### Your instructions
Output the entries word for word. Omit images.

### Material for this task
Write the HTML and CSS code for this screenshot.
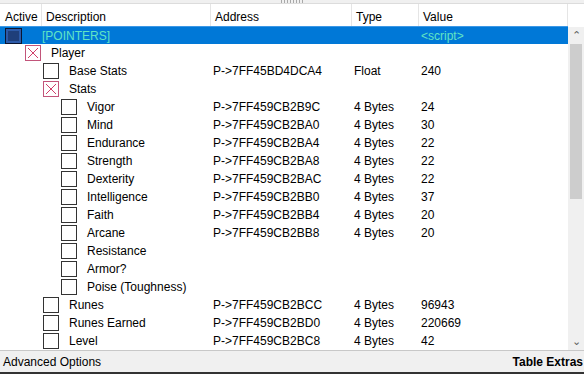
FILE: index.html
```html
<!DOCTYPE html>
<html lang="en">

<head>
    <meta charset="UTF-8">
    <title>Cheat Table</title>
    <link rel="stylesheet" href="styles.css">
</head>

<body>
    <div class="window">
        <div class="splitter"><span class="grip"></span></div>

        <div class="list">
            <div class="table">
                <div class="head">
                    <div>Active</div>
                    <div>Description</div>
                    <div>Address</div>
                    <div>Type</div>
                    <div>Value</div>
                </div>

                <div class="row selected">
                    <div class="desc lvl0"><span class="box dark"></span>[POINTERS]</div>
                    <div></div>
                    <div></div>
                    <div class="script">&lt;script&gt;</div>
                </div>
                <div class="row">
                    <div class="desc lvl1"><span class="box cross"><svg width="16" height="16" viewBox="0 0 16 16"><rect x="0.5" y="0.5" width="15" height="15" fill="#fff" stroke="#c2557a"/><path d="M3 3L13 13M13 3L3 13" stroke="#d0406a" stroke-width="1"/></svg></span>Player</div>
                    <div></div>
                    <div></div>
                    <div></div>
                </div>
                <div class="row">
                    <div class="desc lvl2"><span class="box"></span>Base Stats</div>
                    <div>P-&gt;7FF45BD4DCA4</div>
                    <div>Float</div>
                    <div>240</div>
                </div>
                <div class="row">
                    <div class="desc lvl2"><span class="box cross"><svg width="16" height="16" viewBox="0 0 16 16"><rect x="0.5" y="0.5" width="15" height="15" fill="#fff" stroke="#c2557a"/><path d="M3 3L13 13M13 3L3 13" stroke="#d0406a" stroke-width="1"/></svg></span>Stats</div>
                    <div></div>
                    <div></div>
                    <div></div>
                </div>
                <div class="row">
                    <div class="desc lvl3"><span class="box"></span>Vigor</div>
                    <div>P-&gt;7FF459CB2B9C</div>
                    <div>4 Bytes</div>
                    <div>24</div>
                </div>
                <div class="row">
                    <div class="desc lvl3"><span class="box"></span>Mind</div>
                    <div>P-&gt;7FF459CB2BA0</div>
                    <div>4 Bytes</div>
                    <div>30</div>
                </div>
                <div class="row">
                    <div class="desc lvl3"><span class="box"></span>Endurance</div>
                    <div>P-&gt;7FF459CB2BA4</div>
                    <div>4 Bytes</div>
                    <div>22</div>
                </div>
                <div class="row">
                    <div class="desc lvl3"><span class="box"></span>Strength</div>
                    <div>P-&gt;7FF459CB2BA8</div>
                    <div>4 Bytes</div>
                    <div>22</div>
                </div>
                <div class="row">
                    <div class="desc lvl3"><span class="box"></span>Dexterity</div>
                    <div>P-&gt;7FF459CB2BAC</div>
                    <div>4 Bytes</div>
                    <div>22</div>
                </div>
                <div class="row">
                    <div class="desc lvl3"><span class="box"></span>Intelligence</div>
                    <div>P-&gt;7FF459CB2BB0</div>
                    <div>4 Bytes</div>
                    <div>37</div>
                </div>
                <div class="row">
                    <div class="desc lvl3"><span class="box"></span>Faith</div>
                    <div>P-&gt;7FF459CB2BB4</div>
                    <div>4 Bytes</div>
                    <div>20</div>
                </div>
                <div class="row">
                    <div class="desc lvl3"><span class="box"></span>Arcane</div>
                    <div>P-&gt;7FF459CB2BB8</div>
                    <div>4 Bytes</div>
                    <div>20</div>
                </div>
                <div class="row">
                    <div class="desc lvl3"><span class="box"></span>Resistance</div>
                    <div></div>
                    <div></div>
                    <div></div>
                </div>
                <div class="row">
                    <div class="desc lvl3"><span class="box"></span>Armor?</div>
                    <div></div>
                    <div></div>
                    <div></div>
                </div>
                <div class="row">
                    <div class="desc lvl3"><span class="box"></span>Poise (Toughness)</div>
                    <div></div>
                    <div></div>
                    <div></div>
                </div>
                <div class="row">
                    <div class="desc lvl2"><span class="box"></span>Runes</div>
                    <div>P-&gt;7FF459CB2BCC</div>
                    <div>4 Bytes</div>
                    <div>96943</div>
                </div>
                <div class="row">
                    <div class="desc lvl2"><span class="box"></span>Runes Earned</div>
                    <div>P-&gt;7FF459CB2BD0</div>
                    <div>4 Bytes</div>
                    <div>220669</div>
                </div>
                <div class="row">
                    <div class="desc lvl2"><span class="box"></span>Level</div>
                    <div>P-&gt;7FF459CB2BC8</div>
                    <div>4 Bytes</div>
                    <div>42</div>
                </div>
            </div>

            <div class="scrollbar">
                <div class="arrow">&#8963;</div>
                <div class="track"><div class="thumb"></div></div>
                <div class="arrow">&#8964;</div>
            </div>
        </div>

        <div class="footer">
            <span>Advanced Options</span>
            <span class="extras">Table Extras</span>
        </div>
    </div>
</body>

</html>
```

FILE: styles.css
```css
/*General*/
* {
    margin: 0;
    padding: 0;
    box-sizing: border-box;
}

html,
body {
    width: 584px;
    height: 374px;
    overflow: hidden;
}

body {
    font-family: 'Liberation Sans', Arial, sans-serif;
    font-size: 12px;
    color: #000;
    background-color: #fff;
}

.window {
    display: flex;
    flex-direction: column;
    height: 374px;
}

/*splitter*/
.splitter {
    height: 4px;
    background-color: #f0f0f0;
    border-bottom: 1px solid #dcdcdc;
    display: flex;
    justify-content: center;
}

.splitter .grip {
    width: 24px;
    height: 3px;
    margin-left: 2px;
    background-image: repeating-linear-gradient(90deg, #a8a8a8 0 1px, transparent 1px 3px);
}

/*list*/
.list {
    display: flex;
    flex: 1;
    background-color: #fff;
}

.table {
    flex: 1;
    display: flex;
    flex-direction: column;
}

.head {
    display: grid;
    grid-template-columns: 42px 169px 141px 67px 1fr;
    height: 22px;
}

.head div {
    padding: 3px 0 0 4px;
    border-right: 1px solid #e5e5e5;
    height: 100%;
    display: flex;
    align-items: center;
}

.head div:first-child {
    padding-left: 5px;
}

.row {
    display: grid;
    grid-template-columns: 211px 141px 67px 1fr;
    height: 18px;
    align-items: center;
    white-space: nowrap;
}

.row>div {
    padding-left: 2px;
}

.row.selected {
    background-color: #0078d7;
    border-top: 1px solid #3c98e6;
}

.row.selected .desc {
    color: #62e4c4;
}

.script {
    color: #62e4c4;
}

/*description column*/
.desc {
    display: flex;
    align-items: center;
}

.row>.desc {
    padding-left: 0;
}

.box {
    width: 16px;
    height: 16px;
    border: 1px solid #333;
    background-color: #fff;
    margin-right: 10px;
    flex-shrink: 0;
}

.box.cross {
    border: none;
    display: flex;
}

.box.dark {
    width: 17px;
    height: 16px;
    background-color: #1f3f7a;
    border: 1px solid #0a1530;
    box-shadow: inset 0 0 0 2px #2c5aa8;
    margin-right: 20px;
}

.lvl0 {
    padding-left: 5px !important;
}

.lvl1 {
    padding-left: 25px !important;
}

.lvl2 {
    padding-left: 43px !important;
}

.lvl3 {
    padding-left: 61px !important;
}

/*scrollbar*/
.scrollbar {
    width: 16px;
    margin-top: 23px;
    background-color: #f0f0f0;
    display: flex;
    flex-direction: column;
}

.arrow {
    height: 17px;
    text-align: center;
    font-size: 11px;
    line-height: 17px;
    color: #606060;
}

.track {
    flex: 1;
    padding: 0 2px;
}

.thumb {
    height: 155px;
    background-color: #cdcdcd;
}

/*footer*/
.footer {
    height: 24px;
    background-color: #f0f0f0;
    border-top: 1px solid #c8c8c8;
    border-bottom: 2px solid #333;
    display: flex;
    justify-content: space-between;
    align-items: center;
    padding: 0 1px 0 3px;
}

.extras {
    font-weight: bold;
}
```
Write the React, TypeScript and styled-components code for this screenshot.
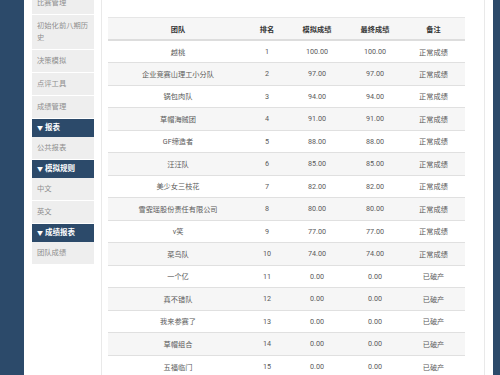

### Answer to this problem
Write the HTML and CSS code for this screenshot.
FILE: index.html
```html
<!DOCTYPE html>
<html lang="en">

<head>
    <meta charset="UTF-8">
    <title>Cheat Table</title>
    <link rel="stylesheet" href="styles.css">
</head>

<body>
    <div class="window">
        <div class="splitter"><span class="grip"></span></div>

        <div class="list">
            <div class="table">
                <div class="head">
                    <div>Active</div>
                    <div>Description</div>
                    <div>Address</div>
                    <div>Type</div>
                    <div>Value</div>
                </div>

                <div class="row selected">
                    <div class="desc lvl0"><span class="box dark"></span>[POINTERS]</div>
                    <div></div>
                    <div></div>
                    <div class="script">&lt;script&gt;</div>
                </div>
                <div class="row">
                    <div class="desc lvl1"><span class="box cross"><svg width="16" height="16" viewBox="0 0 16 16"><rect x="0.5" y="0.5" width="15" height="15" fill="#fff" stroke="#c2557a"/><path d="M3 3L13 13M13 3L3 13" stroke="#d0406a" stroke-width="1"/></svg></span>Player</div>
                    <div></div>
                    <div></div>
                    <div></div>
                </div>
                <div class="row">
                    <div class="desc lvl2"><span class="box"></span>Base Stats</div>
                    <div>P-&gt;7FF45BD4DCA4</div>
                    <div>Float</div>
                    <div>240</div>
                </div>
                <div class="row">
                    <div class="desc lvl2"><span class="box cross"><svg width="16" height="16" viewBox="0 0 16 16"><rect x="0.5" y="0.5" width="15" height="15" fill="#fff" stroke="#c2557a"/><path d="M3 3L13 13M13 3L3 13" stroke="#d0406a" stroke-width="1"/></svg></span>Stats</div>
                    <div></div>
                    <div></div>
                    <div></div>
                </div>
                <div class="row">
                    <div class="desc lvl3"><span class="box"></span>Vigor</div>
                    <div>P-&gt;7FF459CB2B9C</div>
                    <div>4 Bytes</div>
                    <div>24</div>
                </div>
                <div class="row">
                    <div class="desc lvl3"><span class="box"></span>Mind</div>
                    <div>P-&gt;7FF459CB2BA0</div>
                    <div>4 Bytes</div>
                    <div>30</div>
                </div>
                <div class="row">
                    <div class="desc lvl3"><span class="box"></span>Endurance</div>
                    <div>P-&gt;7FF459CB2BA4</div>
                    <div>4 Bytes</div>
                    <div>22</div>
                </div>
                <div class="row">
                    <div class="desc lvl3"><span class="box"></span>Strength</div>
                    <div>P-&gt;7FF459CB2BA8</div>
                    <div>4 Bytes</div>
                    <div>22</div>
                </div>
                <div class="row">
                    <div class="desc lvl3"><span class="box"></span>Dexterity</div>
                    <div>P-&gt;7FF459CB2BAC</div>
                    <div>4 Bytes</div>
                    <div>22</div>
                </div>
                <div class="row">
                    <div class="desc lvl3"><span class="box"></span>Intelligence</div>
                    <div>P-&gt;7FF459CB2BB0</div>
                    <div>4 Bytes</div>
                    <div>37</div>
                </div>
                <div class="row">
                    <div class="desc lvl3"><span class="box"></span>Faith</div>
                    <div>P-&gt;7FF459CB2BB4</div>
                    <div>4 Bytes</div>
                    <div>20</div>
                </div>
                <div class="row">
                    <div class="desc lvl3"><span class="box"></span>Arcane</div>
                    <div>P-&gt;7FF459CB2BB8</div>
                    <div>4 Bytes</div>
                    <div>20</div>
                </div>
                <div class="row">
                    <div class="desc lvl3"><span class="box"></span>Resistance</div>
                    <div></div>
                    <div></div>
                    <div></div>
                </div>
                <div class="row">
                    <div class="desc lvl3"><span class="box"></span>Armor?</div>
                    <div></div>
                    <div></div>
                    <div></div>
                </div>
                <div class="row">
                    <div class="desc lvl3"><span class="box"></span>Poise (Toughness)</div>
                    <div></div>
                    <div></div>
                    <div></div>
                </div>
                <div class="row">
                    <div class="desc lvl2"><span class="box"></span>Runes</div>
                    <div>P-&gt;7FF459CB2BCC</div>
                    <div>4 Bytes</div>
                    <div>96943</div>
                </div>
                <div class="row">
                    <div class="desc lvl2"><span class="box"></span>Runes Earned</div>
                    <div>P-&gt;7FF459CB2BD0</div>
                    <div>4 Bytes</div>
                    <div>220669</div>
                </div>
                <div class="row">
                    <div class="desc lvl2"><span class="box"></span>Level</div>
                    <div>P-&gt;7FF459CB2BC8</div>
                    <div>4 Bytes</div>
                    <div>42</div>
                </div>
            </div>

            <div class="scrollbar">
                <div class="arrow">&#8963;</div>
                <div class="track"><div class="thumb"></div></div>
                <div class="arrow">&#8964;</div>
            </div>
        </div>

        <div class="footer">
            <span>Advanced Options</span>
            <span class="extras">Table Extras</span>
        </div>
    </div>
</body>

</html>
```

FILE: styles.css
```css
/*General*/
* {
    margin: 0;
    padding: 0;
    box-sizing: border-box;
}

html,
body {
    width: 584px;
    height: 374px;
    overflow: hidden;
}

body {
    font-family: 'Liberation Sans', Arial, sans-serif;
    font-size: 12px;
    color: #000;
    background-color: #fff;
}

.window {
    display: flex;
    flex-direction: column;
    height: 374px;
}

/*splitter*/
.splitter {
    height: 4px;
    background-color: #f0f0f0;
    border-bottom: 1px solid #dcdcdc;
    display: flex;
    justify-content: center;
}

.splitter .grip {
    width: 24px;
    height: 3px;
    margin-left: 2px;
    background-image: repeating-linear-gradient(90deg, #a8a8a8 0 1px, transparent 1px 3px);
}

/*list*/
.list {
    display: flex;
    flex: 1;
    background-color: #fff;
}

.table {
    flex: 1;
    display: flex;
    flex-direction: column;
}

.head {
    display: grid;
    grid-template-columns: 42px 169px 141px 67px 1fr;
    height: 22px;
}

.head div {
    padding: 3px 0 0 4px;
    border-right: 1px solid #e5e5e5;
    height: 100%;
    display: flex;
    align-items: center;
}

.head div:first-child {
    padding-left: 5px;
}

.row {
    display: grid;
    grid-template-columns: 211px 141px 67px 1fr;
    height: 18px;
    align-items: center;
    white-space: nowrap;
}

.row>div {
    padding-left: 2px;
}

.row.selected {
    background-color: #0078d7;
    border-top: 1px solid #3c98e6;
}

.row.selected .desc {
    color: #62e4c4;
}

.script {
    color: #62e4c4;
}

/*description column*/
.desc {
    display: flex;
    align-items: center;
}

.row>.desc {
    padding-left: 0;
}

.box {
    width: 16px;
    height: 16px;
    border: 1px solid #333;
    background-color: #fff;
    margin-right: 10px;
    flex-shrink: 0;
}

.box.cross {
    border: none;
    display: flex;
}

.box.dark {
    width: 17px;
    height: 16px;
    background-color: #1f3f7a;
    border: 1px solid #0a1530;
    box-shadow: inset 0 0 0 2px #2c5aa8;
    margin-right: 20px;
}

.lvl0 {
    padding-left: 5px !important;
}

.lvl1 {
    padding-left: 25px !important;
}

.lvl2 {
    padding-left: 43px !important;
}

.lvl3 {
    padding-left: 61px !important;
}

/*scrollbar*/
.scrollbar {
    width: 16px;
    margin-top: 23px;
    background-color: #f0f0f0;
    display: flex;
    flex-direction: column;
}

.arrow {
    height: 17px;
    text-align: center;
    font-size: 11px;
    line-height: 17px;
    color: #606060;
}

.track {
    flex: 1;
    padding: 0 2px;
}

.thumb {
    height: 155px;
    background-color: #cdcdcd;
}

/*footer*/
.footer {
    height: 24px;
    background-color: #f0f0f0;
    border-top: 1px solid #c8c8c8;
    border-bottom: 2px solid #333;
    display: flex;
    justify-content: space-between;
    align-items: center;
    padding: 0 1px 0 3px;
}

.extras {
    font-weight: bold;
}
```
Write the React, TypeScript and styled-components code for this screenshot.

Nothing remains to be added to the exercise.